A conforming loan has a lower rate than a non-conforming loan since it is guaranteed by the government-backed Fannie Mae and Freddie Mac. Any loan above this limit is considered jumbo, which has a higher interest rate due to the additional risk of not being a guaranteed loan.
Market impacts
The new conforming loan limit will have an impact on the affordability of Carlsbad's costlier homes. Homebuyers needing a loan for more than $546,250 will need to put more money down to avoid the 1 percent or more cost of a jumbo loan.
This may limit a small percentage of buyers that have high incomes, but are without a large amount in savings. It does not help Carlsbad's million dollar luxury market, a sector that has seen much slowdown since the peak of 2005.
During the second half of 2007, the average price of a 2,600-square-foot, four bedroom home in south coastal Carlsbad (92011) was $910,000. This year, the average sale price of a similar home is $835,000.

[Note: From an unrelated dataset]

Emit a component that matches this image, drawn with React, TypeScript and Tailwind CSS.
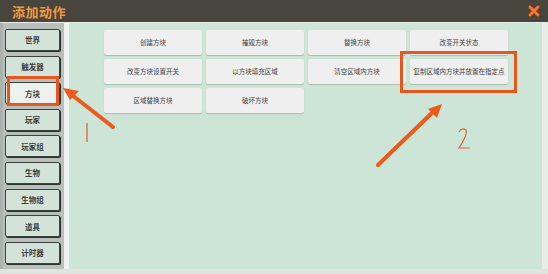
import React from "react";

const side = ["世界", "触发器", "方块", "玩家", "玩家组", "生物", "生物组", "道具", "计时器"];
const actions = [
  "创建方块",
  "摧毁方块",
  "替换方块",
  "改变开关状态",
  "改变方块设置开关",
  "以方块填充区域",
  "清空区域内方块",
  "复制区域内方块并放置在指定点",
  "区域替换方块",
  "破坏方块",
];

export default function App() {
  return (
    <div
      className="relative w-[548px] h-[274px] overflow-hidden flex flex-col bg-[#c9cfcb]"
      style={{ fontFamily: '"Noto Sans CJK SC", "Noto Sans", sans-serif' }}
    >
      {/* title bar */}
      <div className="h-[22px] flex items-center justify-between bg-[#47453d] pl-[12px] pr-[7px]">
        <span className="text-[13px] font-bold leading-none text-[#f29a3f] tracking-[0.5px]">添加动作</span>
        <svg width="14" height="14" viewBox="0 0 14 14">
          <path d="M3 3 L11 11 M11 3 L3 11" stroke="#8a3a1a" strokeWidth="4.5" strokeLinecap="round" />
          <path d="M3 3 L11 11 M11 3 L3 11" stroke="#f0793a" strokeWidth="2.6" strokeLinecap="round" />
        </svg>
      </div>
      <div className="h-[1px] bg-[#e8ece8]" />
      {/* body */}
      <div className="flex flex-1 min-h-0">
        <div className="w-[64px] bg-[#b8c0bb] border-l-[3px] border-[#aab2ad] pt-[6px] pl-[2px] flex flex-col gap-[4.6px]">
          {side.map((s) => (
            <div
              key={s}
              className={`w-[55px] h-[22px] flex items-center justify-center rounded-[2px] border border-[#3d423f] text-[7.5px] font-bold text-[#3a3e3c] shadow-[1px_1px_0_#2e3230] ${
                s === "方块" ? "bg-[#eef2ef]" : "bg-[#d3e3da]"
              }`}
            >
              {s}
            </div>
          ))}
        </div>
        <div className="w-[5px] bg-[#eef3ef]" />
        <div className="flex-1 bg-[#cde5d6] border-r-[6px] border-[#e6ece8] pt-[7px] pl-[35px]">
          <div className="grid grid-cols-[repeat(4,98px)] auto-rows-[25px] gap-x-[4px] gap-y-[4px]">
            {actions.map((a) => (
              <div
                key={a}
                className="flex items-center justify-center rounded-[2px] bg-[#efefef] text-[6.5px] whitespace-nowrap text-[#3e3e3e] shadow-[0_1px_1px_rgba(0,0,0,0.18)]"
              >
                {a}
              </div>
            ))}
          </div>
        </div>
      </div>
      <div className="h-[5px] bg-[#dfe4e0]" />

      {/* annotation overlay */}
      <div className="absolute left-[7px] top-[76px] w-[52px] h-[30px] border-[3px] border-[#e8561f]" />
      <div className="absolute left-[400px] top-[51px] w-[117px] h-[42px] border-[3px] border-[#e8561f]" />
      <svg className="absolute left-0 top-0" width="548" height="274" viewBox="0 0 548 274">
        <line x1="113" y1="127" x2="72" y2="95" stroke="#ec5a1c" strokeWidth="4" strokeLinecap="round" />
        <polygon points="63,88 79,91 70,100" fill="#ec5a1c" />
        <line x1="87" y1="123" x2="87" y2="142" stroke="#e0643a" strokeWidth="1.3" />
        <line x1="378" y1="165" x2="434" y2="111" stroke="#ec5a1c" strokeWidth="4" strokeLinecap="round" />
        <polygon points="442,104 437,118 428,109" fill="#ec5a1c" />
        <path d="M459 132 Q462 127 466 130 Q468 134 459 148 L470 148" fill="none" stroke="#d8683e" strokeWidth="1.2" />
      </svg>
    </div>
  );
}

Strategies in the new market
Whether you're buying or selling in today's real estate market, you need to know what a buy-down is. A buy-down is an upfront payment on a mortgage loan that lowers the interest rate of the loan.
The two types of buy-downs are temporary and permanent. A temporary buy-down will lower the borrower's payments for a set time, usually the first few years.

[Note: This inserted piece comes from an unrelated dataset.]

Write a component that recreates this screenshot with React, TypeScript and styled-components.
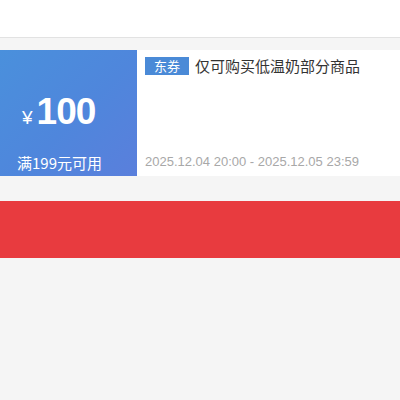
import React from 'react'
import styled, { createGlobalStyle } from 'styled-components'

const Global = createGlobalStyle`
  html, body {
    margin: 0;
    padding: 0;
    background: #f5f5f5;
    font-family: 'Noto Sans CJK SC', 'Liberation Sans', sans-serif;
  }
`

const Page = styled.div`
  width: 400px;
  height: 400px;
  background: #f5f5f5;
  overflow: hidden;
`

const Header = styled.div`
  height: 37px;
  background: #fff;
  border-bottom: 1px solid #e2e2e2;
`

const Card = styled.div`
  display: flex;
  margin-top: 12px;
  height: 126px;
  background: #fff;
`

const Amount = styled.div`
  width: 137px;
  flex-shrink: 0;
  background: linear-gradient(135deg, #4a90dc 0%, #4f86dc 55%, #5a7fdc 100%);
  color: #fff;
  display: flex;
  flex-direction: column;
  padding: 0 0 0 17px;
  box-sizing: border-box;
`

const Price = styled.div`
  display: flex;
  align-items: baseline;
  margin-top: 42px;
  padding-left: 5px;
`

const Yen = styled.span`
  font-family: 'Liberation Sans', sans-serif;
  font-size: 19px;
  margin-right: 4px;
`

const Value = styled.span`
  font-family: 'Liberation Sans', sans-serif;
  font-size: 37px;
  font-weight: 700;
  line-height: 40px;
  letter-spacing: -1px;
`

const Cond = styled.div`
  margin-top: auto;
  margin-bottom: 2px;
  font-size: 15px;
  line-height: 22px;
`

const Info = styled.div`
  flex: 1;
  display: flex;
  flex-direction: column;
  padding: 7px 0 6px 8px;
  margin-top: -1px;
`

const TitleRow = styled.div`
  display: flex;
  align-items: center;
`

const Tag = styled.span`
  background: #4a8ad7;
  color: #fff;
  font-size: 13px;
  line-height: 18px;
  padding: 0 9px;
  margin-right: 6px;
`

const Title = styled.span`
  color: #333;
  font-size: 15px;
  line-height: 20px;
`

const Dates = styled.div`
  margin-top: auto;
  color: #a8a8a8;
  font-family: 'Liberation Sans', sans-serif;
  font-size: 13px;
  line-height: 16px;
`

const Button = styled.div`
  height: 57px;
  margin-top: 25px;
  background: #e83b3f;
`

export default function App() {
  return (
    <Page>
      <Global />
      <Header />
      <Card>
        <Amount>
          <Price>
            <Yen>¥</Yen>
            <Value>100</Value>
          </Price>
          <Cond>满199元可用</Cond>
        </Amount>
        <Info>
          <TitleRow>
            <Tag>东券</Tag>
            <Title>仅可购买低温奶部分商品</Title>
          </TitleRow>
          <Dates>2025.12.04 20:00 - 2025.12.05 23:59</Dates>
        </Info>
      </Card>
      <Button />
    </Page>
  )
}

The permanent buy-down should be your focus. Today's buyers want an ever better deal on real estate and pressure sellers to further reduce their asking price.
A buy-down can create affordability at a reduced cost. For example, for about $18,000, a seller can permanently buy-down the interest rate of a $450,000, 30-year loan a full percentage point, shaving $289 a month off of the buyer's mortgage payment. (Assuming a 10 percent down payment on a $500,000 home, with a 6.5 percent interest rate before buy-down.)
By agreeing to pay lenders upfront, sellers can provide the buyer with a value equivalent to a much larger reduction in asking price. The home would have to be reduced $45,800 to achieve the same change in monthly payment as an $18,000 buy-down.
This strategy to combat competing foreclosure property is discounted much below your asking price. Consult a professional on details to see if a buy-down could help you.
Foreclosures and short-sales
Currently, the hottest sector of the real estate market is foreclosures and short-sales. Both types of property are priced below market and allow homebuyers to score huge discounts on local property.
But buying foreclosure and short-sale homes is not without its challenges. Buyers should be aware that a foreclosure does not come with seller disclosure.
As the lender has never occupied the property, it does not know about the cracked slab, leaky pipes or faulty construction. The buyer is taking the home as-is.
Buyers also are finding themselves in a bidding war with other investors. Local foreclosure brokers have come to expect three or more offers on their bank-owned property.
The one benefit a short-sale property has over the foreclosure is that the buyer still receives full disclosure from the seller. But the positives end there.
Buying a short-sale is arduous. It can take four or more months to receive bank approval. Throughout this time, although your offer is accepted by the seller, it is subject to lender approval and overbid.
Overbid means that while you wait for lender approval, a competing buyer can take your good deal from you by submitting a slightly higher offer. However, those coolheaded buyers willing to wait have scored excellent prices on their new homes.